This repository demonstrates a complete workflow for digitally decoding Baudot-Murray/CCIR 476 encoded teleprinter tape from microfilm images using computer vision techniques. The Baudot-Murray code (also known as CCIR 476) was a 7-bit character encoding system used in early teleprinter systems.
The main processing pipeline is implemented in code_extraction.ipynb and consists of the following steps:
- Loads the microfilm image from 'Data/Baudot-Murray-example_cropped.jpg'
- Converts to grayscale and applies binary thresholding
- Uses probabilistic Hough line detection to identify the tape structure
- Creates a convex hull around detected lines to isolate the code area
- Crops the image to focus on the encoded data
The system recognizes that Baudot-Murray tape uses a specific grid structure:
- 26 rows of encoded characters
- 16 columns total, with only 14 used (2 groups of 7, separated by 2 spacing columns)
- Each cell represents a binary bit (hole = 1, no hole = 0)
For each grid cell:
- Samples the pixel values in that region
- Converts to binary based on average brightness (threshold at 177/255)
- Builds a binary representation of each character row
- Splits the data into two 7-bit sections (left and right groups)

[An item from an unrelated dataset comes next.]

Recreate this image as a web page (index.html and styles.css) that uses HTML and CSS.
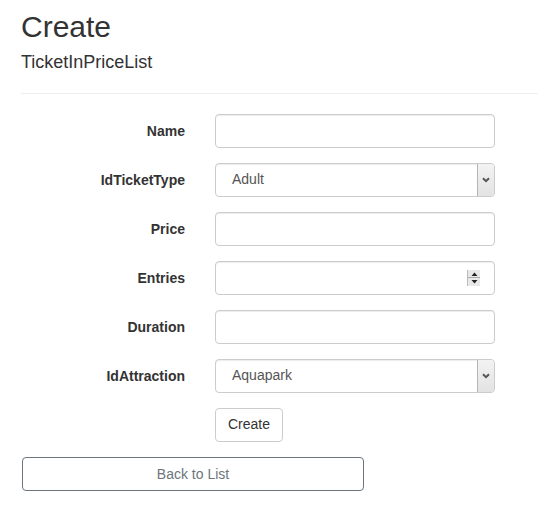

- Flips the bit order to match standard Baudot-Murray encoding
- Uses the lookup table in 'Data/binary_to_ascii.json' to convert binary patterns to readable characters
- Automated tape detection: Uses Hough line detection to automatically locate and crop the tape area
- Grid-based sampling: Precisely samples each bit position using calculated grid coordinates
- Visual feedback: Displays the processing steps including detected lines, grid overlay, and extracted binary values
- Complete character set: Supports the full Baudot-Murray character set including letters, numbers, and control characters
Install the dependencies:
pip install -r requirements.txt
Run the code_extraction.ipynb notebook cell by cell to see the complete processing pipeline. The notebook will:
- Load and preprocess the microfilm image
- Detect and extract the tape area
- Apply grid-based character recognition
- Display the decoded text output
The repository includes:
- Data/Baudot-Murray-example_cropped.jpg - A cropped sample of teleprinter tape from microfilm
- Data/binary_to_ascii.json - Complete Baudot-Murray character encoding table
- Data/output.png - Example output visualization
This workflow can be adapted for other historical teleprinter tape formats and provides a foundation for digitizing archived communication records.
The project is licensed under the MIT License, allowing free use, modification, and distribution.